No, it's considerably different, and here's how.
- Front differential is inside the CVT (and manuals), with zero directional changes (one shaft goes to the front differential, and in the opposite direction, the output shaft goes to the rear differential). There's no 2, 3, or 4 90° turns. There's no separate gear box. That allows more power to be transmitted to the wheels, less stress points in the drivetrain, and easier ability to control where power goes.
- The system is designed to put higher amounts of power to the rear end continuously (and we have a beefy rear end designed to handle it - even beefier in the Premium, Limited and Touring). Honda, for instance, does not, because their system is a part time system. People who decided to push the system, forcing it to be engaged for a little more than their "part time" plans, ended up with burned out rear differentials. Honda's solution to that was to have the computer limit power to the rear even more.
- Subaru's system is symmetrical. That means the system isn't fighting torque steer like all the rest. Instead, it only has AWD chores to deal with. It makes it more able to deal with shuttling power to retain tire grip, and, because it's ALWAYS on AWD, proactive in helping prevent vectoring based slip from ever starting.
- Subaru's system is ALWAYS on. While systems like Nissan's are 100% front, 0% rear for most driving, and Hyundai's are 80-100% front, 20-0% rear, Subaru's is 60/40 under normal driving. Anyone who's driven on the beach with a 2WD/4WD vehicle knows that the same amount of power that makes a 4WD vehicle move, can be the same amount of power to make that same vehicle spin wheels in 2WD mode. NOT breaking grip is considerably better than losing grip and a system trying to correct it.
- Subaru has spent decades building and learning how to make what's arguably one of the best AWD systems on the market, while most other systems are 2WD systems with tacked on components to shuttle some power to the rear.

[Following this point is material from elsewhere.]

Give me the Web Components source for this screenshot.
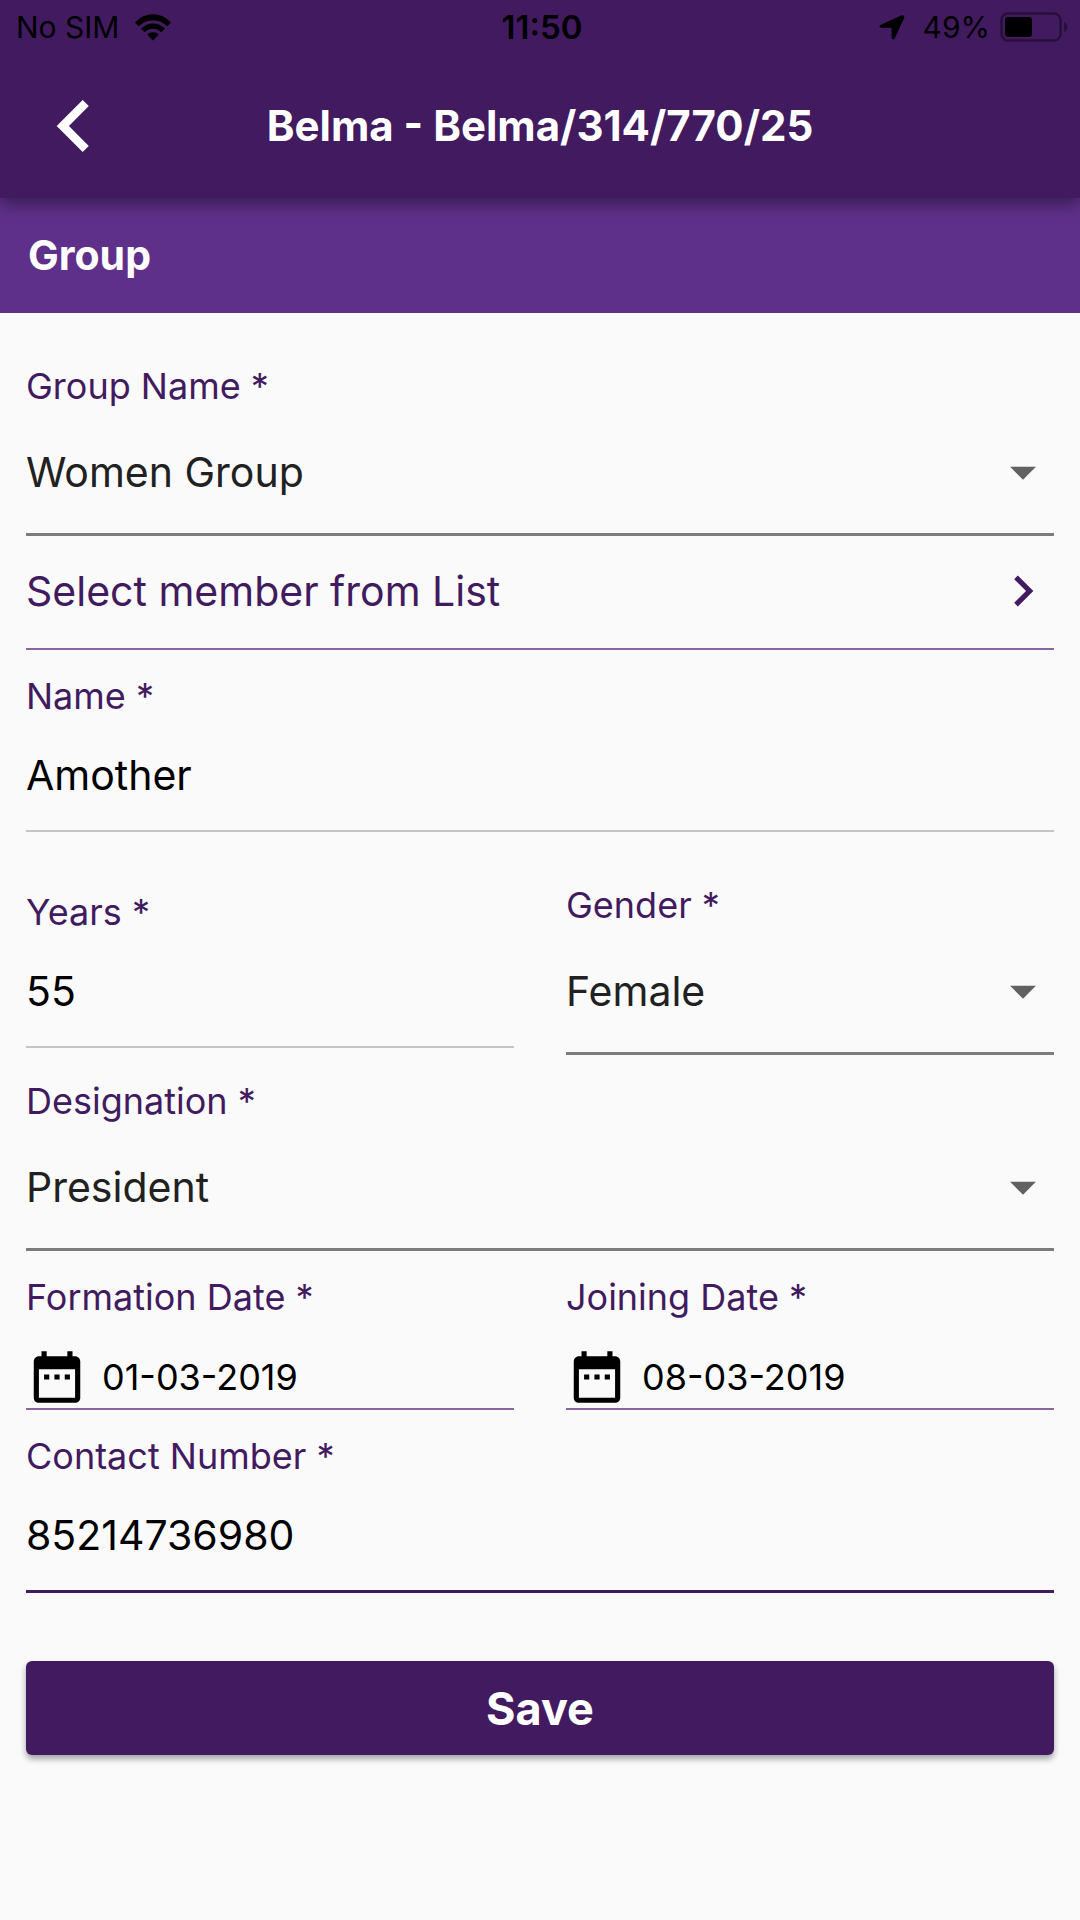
<!DOCTYPE html>
<html lang="en">
<head>
<meta charset="utf-8">
<meta name="viewport" content="width=device-width, initial-scale=1">
<title>Belma - Group</title>
<style>
  :root {
    --primary: #421a60;
    --accent: #5f308a;
    --line: #7c7c7c;
    --line-soft: #c4c4c4;
    --line-tint: #8765a3;
  }
  html { background: #fafafa; }
  body { margin: 0; font-family: Inter, "Liberation Sans", sans-serif; color: #000; }
  form { display: flex; flex-direction: column; padding: 51px 26px; }
  .stack { display: flex; flex-direction: column; gap: 24px; }
  .columns { display: grid; grid-template-columns: 1fr 1fr; column-gap: 52px; align-items: center; }
  .apart { margin-top: 27px; }
  save-button { margin-top: 68px; }
</style>
</head>
<body>
<app-header heading="Belma - Belma/314/770/25">
  <status-bar carrier="No SIM" time="11:50" battery="49"></status-bar>
</app-header>
<main>
  <section-band>Group</section-band>
  <form>
    <select-field label="Group Name *" value="Women Group"></select-field>
    <div class="stack">
      <list-link>Select member from List</list-link>
      <text-field label="Name *" value="Amother"></text-field>
      <div class="columns apart">
        <text-field label="Years *" value="55" mode="numeric"></text-field>
        <select-field label="Gender *" value="Female"></select-field>
      </div>
      <select-field label="Designation *" value="President"></select-field>
      <div class="columns">
        <date-field label="Formation Date *" value="01-03-2019"></date-field>
        <date-field label="Joining Date *" value="08-03-2019"></date-field>
      </div>
      <text-field label="Contact Number *" value="85214736980" mode="tel" active></text-field>
    </div>
    <save-button>Save</save-button>
  </form>
</main>

<script>
const shared = `
  *, *::before { box-sizing: border-box; }
  :host { display: block; min-width: 0; }
  svg { display: block; flex: none; }
  label { display: block; font-size: 36px; line-height: 44px; margin-bottom: 2px; color: var(--primary); white-space: nowrap; }
  input, select, button { font: inherit; color: inherit; margin: 0; padding: 0; border: 0; border-radius: 0; background: none; outline: none; width: 100%; min-width: 0; }
`;

class Base extends HTMLElement {
  connectedCallback() {
    if (this.shadowRoot) return;
    this.attachShadow({ mode: 'open' }).innerHTML = `<style>${shared}${this.css()}</style>${this.html()}`;
  }
  attr(name) { return this.getAttribute(name) || ''; }
}

customElements.define('status-bar', class extends Base {
  css() { return `
    :host { color: #000; font-size: 30px; line-height: 54px; }
    .bar { display: grid; grid-template-columns: 1fr auto 1fr; padding: 0 12px 0 16px; height: 54px; }
    .side { display: flex; align-items: center; }
    .left { gap: 16px; }
    .right { justify-content: flex-end; }
    .time { font-size: 33px; font-weight: 600; }
    .pct { margin: 0 10px 0 18px; }
  `; }
  html() { return `
    <div class="bar">
      <div class="side left"><span>${this.attr('carrier')}</span>
        <svg width="36" height="27" viewBox="0 0 36 27" aria-hidden="true">
          <path d="M0 8.6C10-2.6 26-2.6 36 8.6L32.3 12.3C24.5 4.2 11.500 4.200 3.700 12.300Z"/>
          <path d="M6 14.600C12.600 7.700 23.400 7.700 30 14.600L26.300 18.200C21.500 13.600 14.500 13.600 9.700 18.200Z"/>
          <path d="M12.200 20.500C15.600 17.500 20.400 17.500 23.800 20.500L18.700 26.100Q18 26.900 17.300 26.100Z"/>
        </svg>
      </div>
      <span class="time">${this.attr('time')}</span>
      <div class="side right">
        <svg width="26" height="25" viewBox="0 0 26 25" aria-hidden="true"><path d="M1.500 10 22.300.5Q25.800-.3 25.200 3L15.800 23.200Q14 26 12.600 23V13.600Q12.500 12.800 11.700 12.700H2Q-.8 12 1.500 10Z"/></svg>
        <span class="pct">${this.attr('battery')}%</span>
        <svg width="68" height="30" viewBox="0 0 68 30" aria-hidden="true">
          <rect x="1.500" y="1.500" width="59" height="27" rx="6.500" fill="none" stroke="#000" stroke-opacity=".4" stroke-width="2.400"/>
          <rect x="5" y="5" width="27" height="20" rx="3"/>
          <path d="M64 10Q67.500 12 67.500 15T64 20Z" fill-opacity=".4"/>
        </svg>
      </div>
    </div>`; }
});

customElements.define('app-header', class extends Base {
  css() { return `
    :host { position: relative; z-index: 1; background: var(--primary); box-shadow: 0 6px 16px rgba(0,0,0,.42); }
    nav { display: grid; grid-template-columns: 104px 1fr 104px; align-items: center; height: 144px; padding: 0 22px; }
    h1 { margin: 0; font-size: 42px; line-height: 56px; font-weight: 700; color: #fff; text-align: center; white-space: nowrap; }
    button { color: #fff; }
  `; }
  html() { return `
    <slot></slot>
    <nav>
      <button type="button" aria-label="Back"><svg width="104" height="104" viewBox="0 0 24 24" fill="currentColor"><path d="M15.410 7.410 14 6l-6 6 6 6 1.410-1.410L10.830 12z"/></svg></button>
      <h1>${this.attr('heading')}</h1>
    </nav>`; }
});

customElements.define('section-band', class extends Base {
  css() { return `
    :host { background: var(--accent); }
    h2 { margin: 0; padding: 28px; font-size: 41px; line-height: 59px; font-weight: 700; color: #fff; }
  `; }
  html() { return `<h2><slot></slot></h2>`; }
});

customElements.define('select-field', class extends Base {
  css() { return `
    .box { display: grid; align-items: center; border-bottom: 3px solid var(--line); }
    select, svg { grid-area: 1 / 1; }
    select { appearance: none; height: 123px; font-size: 41px; color: #212121; }
    svg { justify-self: end; fill: #616161; pointer-events: none; }
  `; }
  html() { return `
    <label for="control">${this.attr('label')}</label>
    <div class="box">
      <select id="control"><option>${this.attr('value')}</option></select>
      <svg width="62" height="62" viewBox="0 0 24 24" aria-hidden="true"><path d="M7 10l5 5 5-5z"/></svg>
    </div>`; }
});

customElements.define('text-field', class extends Base {
  css() { return `
    input { display: block; height: 112px; font-size: 41px; border-bottom: 2px solid var(--line-soft); }
    :host([active]) input { height: 113px; border-bottom: 3px solid var(--primary); }
  `; }
  html() { return `
    <label for="control">${this.attr('label')}</label>
    <input id="control" type="text" inputmode="${this.attr('mode') || 'text'}" value="${this.attr('value')}">`; }
});

customElements.define('date-field', class extends Base {
  css() { return `
    .box { display: flex; align-items: center; gap: 14px; margin-top: 27px; border-bottom: 2px solid var(--line-tint); }
    input { height: 62px; font-size: 36px; }
  `; }
  html() { return `
    <label for="control">${this.attr('label')}</label>
    <div class="box">
      <svg width="62" height="62" viewBox="0 0 24 24" aria-hidden="true"><path d="M9 11H7v2h2v-2zm4 0h-2v2h2v-2zm4 0h-2v2h2v-2zm2-7h-1V2h-2v2H8V2H6v2H5c-1.110 0-1.990.9-1.990 2L3 20c0 1.100.89 2 2 2h14c1.100 0 2-.9 2-2V6c0-1.100-.9-2-2-2zm0 16H5V9h14v11z"/></svg>
      <input id="control" type="text" inputmode="numeric" value="${this.attr('value')}">
    </div>`; }
});

customElements.define('list-link', class extends Base {
  css() { return `
    button { display: flex; align-items: center; justify-content: space-between; height: 114px; padding-bottom: 2px; border-bottom: 2px solid var(--line-tint); font-size: 41px; color: var(--primary); text-align: left; }
  `; }
  html() { return `
    <button type="button"><span><slot></slot></span>
      <svg width="62" height="62" viewBox="0 0 24 24" fill="currentColor" aria-hidden="true"><path d="M10 6L8.590 7.410 13.170 12l-4.580 4.590L10 18l6-6z"/></svg>
    </button>`; }
});

customElements.define('save-button', class extends Base {
  css() { return `
    button { display: block; height: 94px; border-radius: 6px; background: var(--primary); color: #fff; font-size: 45px; font-weight: 700; box-shadow: 0 4px 6px rgba(0,0,0,.35); }
  `; }
  html() { return `<button type="button"><slot></slot></button>`; }
});
</script>
</body>
</html>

And in the case of our TR690, there's more. Besides the chain based CVT nature of the system, we don't have the normal collection of gears. We've got primary and secondary reduction gears, a transfer gear, and that's virtually it. Heck, even forward and reverse are not done with gears. Power transfer from engine to differentials is very simple with very few parts.
There's a reason Subaru's system continuously beats the rest in test after test. For instance, other cars do flat ground roller tests, Subarus get tested on inclines.